Thursday, August 24, 2017

I really don't give a ....

This guy doesn't care what you think.
I like to think that I don’t care what anyone else thinks. I might have even said that out loud to a trusted friend. In the last ten years, I’ve certainly been living my life like I don’t care. Still sometimes it feels like I’m stuck in some perpetual transition without much to show for it. When I get into a funk, I feel like I’ve been talking shit all this time. Ten years later and I’m still just that guy who quit his office job to sail off on an old sailboat but ended up driving a truck just to fix the damn thing.

A trucking schedule hasn’t helped my unease. My neighbors in the boatyard were a little baffled each time I only showed up for a couple days a month. Today, all of them have launched their boats and are gone. Very few friends from home or family have seen Emma. I get uptight about visitors. In fact, on a couple occasions, I’ve responded in a bafflingly shrill way to a friend’s simple inquiry about stopping by.

Either I don’t care what anybody thinks …
        … or I do.

Now, the fact is most days I’m damn proud of where I am, but I can’t always sustain that pride. Driving a truck down the highway can be a never-ending, monotonous slog. The sheer detachment from my chosen lifestyle eats away at my confidence, intentions and motivation. I’ve been away from svEmma for far too long. It makes me antsy, and especially antsy to start the work on her, just to get something done -- anything.
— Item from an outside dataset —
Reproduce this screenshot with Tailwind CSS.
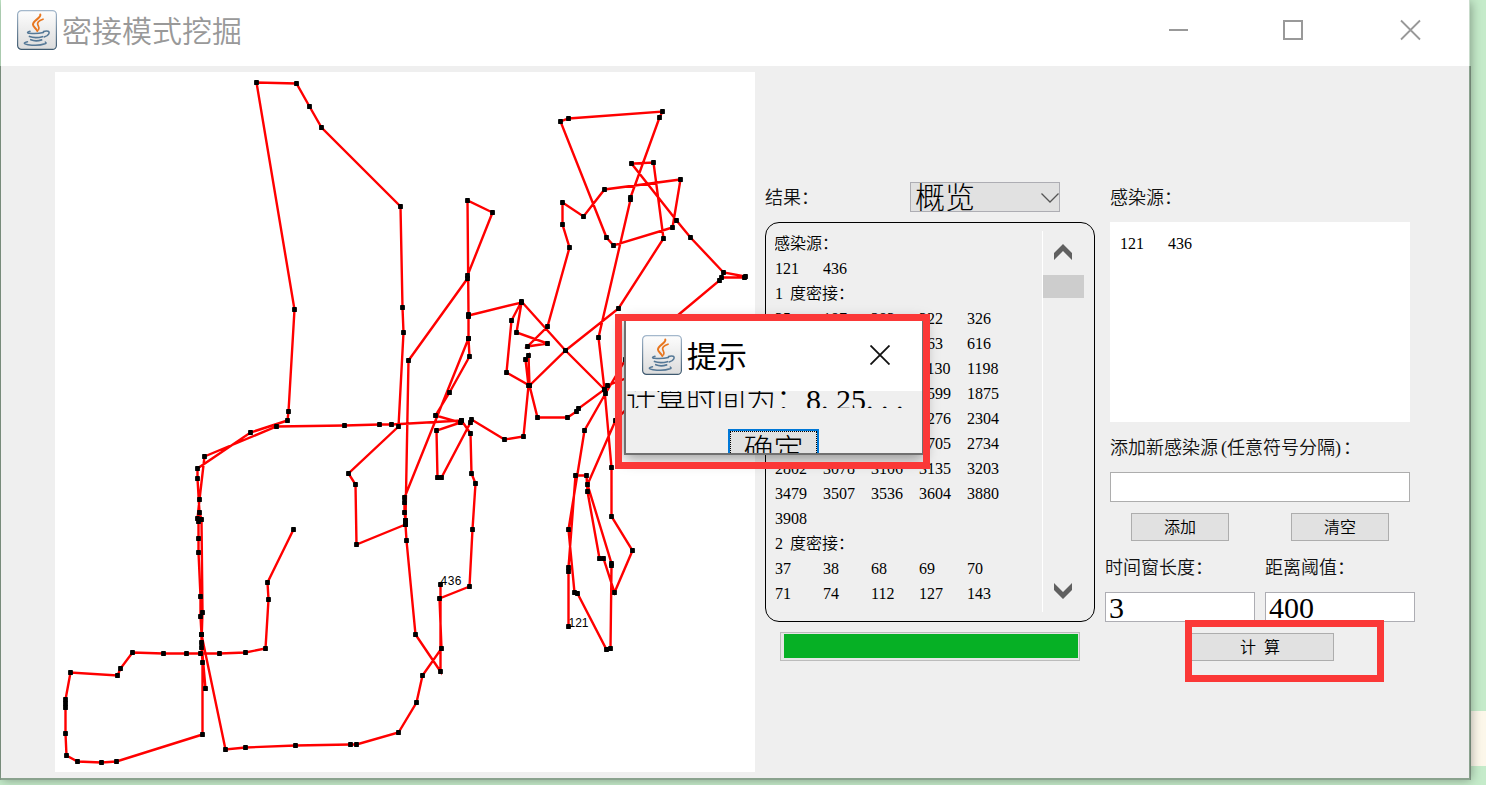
<!DOCTYPE html>
<html lang="zh-CN">
<head>
<meta charset="utf-8">
<title>密接模式挖掘</title>
<script src="https://cdn.jsdelivr.net/npm/@tailwindcss/browser@4"></script>
</head>
<body class="w-[1486px] h-[785px] overflow-hidden bg-[#c5ebca] font-['Liberation_Serif','Noto_Sans_CJK_SC',serif] text-black">
<svg class="absolute w-0 h-0">
  <defs>
    <linearGradient id="tile" x1="0" y1="0" x2="0" y2="1"><stop offset="0" stop-color="#fdfdfd"/><stop offset="1" stop-color="#dcdcdc"/></linearGradient>
    <linearGradient id="edge" x1="0" y1="0" x2="0" y2="1"><stop offset="0" stop-color="#a4b8cc"/><stop offset="1" stop-color="#3f5a70"/></linearGradient>
    <symbol id="java" viewBox="0 0 40 40">
      <rect x=".6" y=".6" width="38.8" height="38.8" rx="4" fill="url(#tile)" stroke="url(#edge)" stroke-width="1.2"/>
      <g fill="none" stroke-linecap="round">
        <path d="M23.3 4.5c1 3.6-7.6 6-7.3 10.200.2 2.300 3.500 3.800 4.300 6.300" stroke="#e8761f" stroke-width="2"/>
        <path d="M26 9.200c-3.300 1.200-6 3-5.300 5.300.5 1.600 2.300 3.200.8 5.300" stroke="#e8761f" stroke-width="1.700"/>
        <g stroke="#557896">
          <path d="M13 21.300c-3 .7-3.300 1.700-.5 2 4.500.5 9.500.3 14-.8" stroke-width="1.500"/>
          <path d="M26.500 21.500c4-1.300 6.500 0 5.300 2.300-.8 1.600-2.600 2.600-4.600 3.100" stroke-width="1.500"/>
          <path d="M12.500 26.500c3.500 1.300 9 1.200 13 .2" stroke-width="1.700"/>
          <path d="M13.800 29.700c3 1.300 7.500 1.200 10.800.2" stroke-width="1.700"/>
          <path d="M10.500 31.800c-4 .8-4.500 2.300.5 2.900 5.500.8 13.500.4 17-.9 1.500-.6 1.300-1.300.3-1.700" stroke-width="1.500"/>
        </g>
      </g>
    </symbol>
  </defs>
</svg>
<div class="relative w-[1486px] h-[785px] overflow-hidden">
  <div class="absolute left-[1470px] top-[711px] w-4 h-[55px] bg-[#fcf7ea]"></div>
  <div class="absolute left-0 top-[66px] w-[1471px] h-[714px] bg-[#8aa28e]"></div>

  <div class="relative ml-px w-[1469px] h-[778px] flex flex-col shadow-[0_2px_0_#8aa28e,1px_2px_10px_rgba(0,0,0,0.35)]">
    <header class="h-[66px] shrink-0 bg-white border-r border-[#c9dccc] flex items-start">
      <svg class="w-10 h-10 ml-4 mt-[10px]"><use href="#java"/></svg>
      <h1 class="ml-[5px] mt-[7px] text-[30px] leading-[44px] text-[#999] font-['Noto_Sans_CJK_SC',sans-serif] font-[350]">密接模式挖掘</h1>
      <svg class="ml-auto w-[254px] h-[22px] mt-[19px] mr-[46px]" viewBox="1168 19 254 22" fill="none" stroke="#999" stroke-width="2">
        <path d="M1168 30h0M1167 30h20"/><path d="M1283 21h18v18h-18z"/><path d="M1400 20.500l19 19M1419 20.500l-19 19" stroke-width="1.800"/>
      </svg>
    </header>

    <main class="flex-1 flex items-start bg-[#efefef] mr-px">
      <svg class="ml-[54px] mt-[6px] w-[700px] h-[700px] shrink-0 bg-white" viewBox="55 72 700 700">
        <defs><marker id="dot" markerUnits="userSpaceOnUse" markerWidth="6" markerHeight="6" refX="3" refY="3"><rect x=".6" y=".6" width="4.800" height="4.800" rx=".4"/></marker></defs>
        <path fill="none" stroke="#ff0000" stroke-width="2.400" marker-start="url(#dot)" marker-mid="url(#dot)" marker-end="url(#dot)" d="
M405.500 524.500L356.500 544.500 355.500 484.500 348.500 473.500 398.500 426.500 403.500 332.500 402.500 307.500 400.500 206.500 321.500 127.500 309.500 106.500 296.500 83.500 256.500 82.500 294.500 309.500 288.500 411.500 287.500 420.500 250.500 432.500 197.500 468.500 197.500 478.500 199.500 512.500 201.500 519.500 202.500 612.500 201.500 642.500 205.500 688.500
M461.500 420.500L391.500 424.500 379.500 424.500 344.500 425.500 276.500 426.500 204.500 456.500 199.500 499.500 197.500 518.500 198.500 521.500 198.500 538.500 198.500 552.500 200.500 596.500 200.500 616.500 201.500 634.500 201.500 647.500 202.500 662.500 202.500 734.500 116.500 761.500 101.500 762.500 77.500 761.500 66.500 755.500 65.500 733.500 65.500 707.500 65.500 703.500 65.500 699.500 70.500 672.500 117.500 675.500 120.500 668.500 132.500 652.500 163.500 653.500 186.500 653.500 200.500 653.500 219.500 653.500 245.500 652.500 265.500 648.500 268.500 599.500 267.500 582.500 293.500 529.500
M201.500 634.500L225.500 749.500 245.500 747.500 295.500 745.500 350.500 744.500 356.500 744.500 398.500 732.500 416.500 702.500 422.500 675.500 441.500 648.500 439.500 598.500 469.500 586.500 472.500 529.500 475.500 483.500 471.500 473.500 470.500 433.500 461.500 420.500
M440.500 584.500L440.500 671.500 415.500 634.500 406.500 540.500 405.500 524.500 405.500 520.500 404.500 512.500 404.500 502.500 404.500 497.500 468.500 338.500
M405.500 520.500L408.500 360.500 467.500 278.500 467.500 275.500 492.500 212.500 467.500 200.500 468.500 314.500 468.500 316.500 468.500 338.500 469.500 356.500 449.500 392.500 435.500 415.500 460.500 422.500 436.500 430.500 437.500 477.500 441.500 477.500 470.500 422.500 471.500 419.500 504.500 439.500 523.500 436.500 528.500 385.500 525.500 359.500 528.500 355.500 529.500 385.500 537.500 417.500 567.500 417.500 576.500 411.500 578.500 408.500 604.500 389.500 607.500 385.500 645 371
M468.500 315.500L521.500 302.500 516.500 332.500 547.500 343.500 527.500 346.500 547.500 326.500 569.500 247.500 562.500 224.500 562.500 202.500 583.500 216.500 604.500 189.500 680.500 179.500 672.500 227.500 613.500 245.500 606.500 237.500 560.500 121.500 568.500 118.500 662.500 111.500 659.500 117.500 630.500 197.500 630.500 199.500 598.500 337.500 604.500 389.500 611.500 467.500 611.500 516.500 632.500 550.500 614.500 592.500 603.500 558.500 599.500 558.500 587.500 491.500 586.500 475.500 575.500 475.500 568.500 567.500 568.500 571.500 568.500 626.500
M604.500 389.500L565.500 350.500 521.500 301.500 511.500 320.500 506.500 372.500 529.500 385.500 565.500 350.500 618.500 308.500 663.500 238.500 653.500 162.500 631.500 163.500 676.500 220.500 690.500 237.500 723.500 272.500 745.500 276.500 744.500 277.500 721.500 277.500 719.500 280.500 665 326
M625.500 359.500L605.500 393.500 584.500 430.500 568.500 529.500 574.500 592.500 577.500 593.500 606.500 649.500 610.500 648.500 611.500 565.500 611.500 563.500 587.500 484.500 615.500 420.500 640 395"/>
        <g class="font-['Liberation_Sans',sans-serif] text-[12px]"><text x="440.500" y="585" textLength="21">436</text><text x="568.500" y="627" textLength="20">121</text></g>
      </svg>

      <section class="ml-[10px] mt-[116px] w-[330px] shrink-0 text-[16px] leading-[25px]">
        <div class="flex h-[30px] items-center">
          <span class="w-[145px] pt-[2px] text-[18px] font-[350] text-[#111]">结果：</span>
          <div class="w-[150px] h-[30px] border border-[#adadb3] bg-[#e1e1e1] flex overflow-hidden">
            <span class="text-[30px] leading-[30px] pl-1 font-light">概览</span>
            <svg class="ml-auto mt-[9px] w-[18px] h-[12px]" viewBox="0 0 18 12" fill="none" stroke="#555" stroke-width="1.300"><path d="M.5 1.500l8.500 8.500 8.500-8.500"/></svg>
          </div>
        </div>
        <div class="mt-[10px] h-[400px] rounded-[14px] border border-black flex pt-2 pl-[9px] pr-[9px] pb-[9px]">
          <div class="w-[268px] overflow-hidden border-r border-white">
            <div class="-ml-px font-[350]">感染源：</div>
            <div class="grid grid-cols-[repeat(5,48px)]"><span>121</span><span>436</span></div>
            <div>1<span class="ml-[7px] font-[350]">度密接：</span></div>
            <div class="grid grid-cols-[repeat(5,48px)]">
              <span>35</span><span>187</span><span>283</span><span>322</span><span>326</span>
              <span class="col-start-4">563</span><span>616</span>
              <span class="col-start-4">1130</span><span>1198</span>
              <span class="col-start-4">1599</span><span>1875</span>
              <span class="col-start-4">2276</span><span>2304</span>
              <span class="col-start-4">2705</span><span>2734</span>
              <span>2802</span><span>3078</span><span>3106</span><span>3135</span><span>3203</span>
              <span>3479</span><span>3507</span><span>3536</span><span>3604</span><span>3880</span>
              <span>3908</span>
            </div>
            <div>2<span class="ml-[7px] font-[350]">度密接：</span></div>
            <div class="grid grid-cols-[repeat(5,48px)]">
              <span>37</span><span>38</span><span>68</span><span>69</span><span>70</span>
              <span>71</span><span>74</span><span>112</span><span>127</span><span>143</span>
            </div>
          </div>
          <div class="w-[42px] flex flex-col">
            <svg class="ml-[11px] mt-[13px] w-[18px] h-[16px]" viewBox="0 0 18 16" fill="#606060"><path d="M0 9l9-9 9 9v7L9 7 0 16z"/></svg>
            <div class="mt-[15px] w-[41px] h-[23px] bg-[#cdcdcd]"></div>
            <svg class="ml-[11px] mt-auto mb-[13px] w-[18px] h-[16px]" viewBox="0 0 18 16" fill="#606060"><path d="M0 0l9 9 9-9v7l-9 9-9-9z"/></svg>
          </div>
        </div>
        <div class="ml-[15px] mt-[10px] w-[300px] h-[29px] border border-[#bcbcbc] bg-[#e6e6e6] pl-[3px] pr-px pt-px pb-[2px]"><div class="h-full bg-[#06b025]"></div></div>
      </section>

      <section class="ml-[10px] mt-[116px] w-[310px] shrink-0 text-[18px] leading-[32px] font-[350] text-[#111]">
        <div class="pl-[5px]">
          <div class="h-[30px]">感染源：</div>
          <div class="mt-[10px] w-[300px] h-[200px] bg-white pl-[10px] pt-[9px] text-black text-[16px] leading-[25px] grid grid-cols-[48px_48px] content-start"><span>121</span><span>436</span></div>
          <div class="mt-[10px] h-[30px] whitespace-nowrap"><span>添加新感染源</span><span class="inline-block w-[9px] text-right">(</span><span>任意符号分隔</span><span class="inline-block w-[8px]">)</span><span>：</span></div>
          <div class="mt-[10px] w-[300px] h-[30px] bg-white border border-[#adadad]"></div>
        </div>
        <div class="mt-[11px] pl-[26px] flex gap-[62px] text-[16px] leading-[27px] text-center text-black">
          <div class="w-[98px] h-[28px] border border-[#adadad] bg-[#e1e1e1]">添加</div>
          <div class="w-[98px] h-[28px] border border-[#adadad] bg-[#e1e1e1]">清空</div>
        </div>
        <div class="mt-[11px] flex gap-[10px]">
          <div class="w-[150px]"><div class="h-[30px]">时间窗长度：</div><div class="mt-[10px] h-[30px] bg-white border border-[#adadb3] pl-[3px] text-[30px] leading-[30px] text-black">3</div></div>
          <div class="w-[150px]"><div class="h-[30px]">距离阈值：</div><div class="mt-[10px] h-[30px] bg-white border border-[#adadb3] pl-[3px] text-[30px] leading-[30px] text-black">400</div></div>
        </div>
        <div class="mt-[11px] ml-[81px] w-[148px] h-[28px] border border-[#adadad] bg-[#e1e1e1] flex justify-center gap-2 text-[16px] leading-[27px] text-black"><span>计</span><span>算</span></div>
      </section>
    </main>
  </div>

  <div class="absolute left-[624px] top-[318px] w-[300px] h-[137px] bg-[#efefef] border-2 border-[#707070] shadow-[0_4px_14px_rgba(0,0,0,0.4)] overflow-hidden flex flex-col">
    <div class="h-[71px] shrink-0 bg-white flex items-start">
      <svg class="w-10 h-10 ml-4 mt-[15px]"><use href="#java"/></svg>
      <span class="ml-[5px] mt-[12px] text-[30px] leading-[44px] font-['Noto_Sans_CJK_SC',sans-serif]">提示</span>
      <svg class="ml-auto mr-[32px] mt-[25px] w-5 h-5" viewBox="0 0 20 20" stroke="#111" stroke-width="1.800"><path d="M.5 .5l19 19M19.500 .5L.5 19.500"/></svg>
    </div>
    <div class="h-[17px] shrink-0 overflow-hidden flex items-center text-[30px] leading-[30px] whitespace-nowrap font-light"><span>计算时间为：</span><span>8<span class="tracking-[7.5px]">.</span>25<span class="tracking-[7.5px]">...</span></span></div>
    <div class="ml-[102px] mt-[21px] w-[91px] h-[40px] shrink-0 border-2 border-[#0078d7] bg-[#e1e1e1]">
      <div class="h-full border border-dotted border-black text-center text-[30px] leading-[36px] font-light">确定</div>
    </div>
  </div>
  <div class="absolute left-[765px] top-[455px] w-px h-[7px] bg-black"></div>
  <div class="absolute left-[615px] top-[314px] w-[315px] h-[155px] border-[7px] border-[#fb3837]"></div>
  <div class="absolute left-[1185px] top-[620px] w-[199px] h-[62px] border-[7px] border-[#fb3837]"></div>
</div>
</body>
</html>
It’s also true that I’ve never quite had the money to do what I’m doing. I’m perpetually living on the edge which adds its own layer of anxiety. When I cashed out my 401(k) and used some of it to buy an old sailboat, I thought I was loaded. I was going to fix her up and be gone by the fall. Yet I was going broke in less than two months and that boat, the first of three, was nowhere near seaworthy yet. Since then my boat habit has been supported exclusively by earning the cash as I go along.

When I bought Emma, I spent all the money I had. Then I quit my job and moved to Florida. The funds
Emma in Miami
to do the work to get her back in the water have had to be earned once I got here. This last year I’ve hit the highway hard to earn that money. When she’s nearly ready to launch again, I may have to work a while for cruising money.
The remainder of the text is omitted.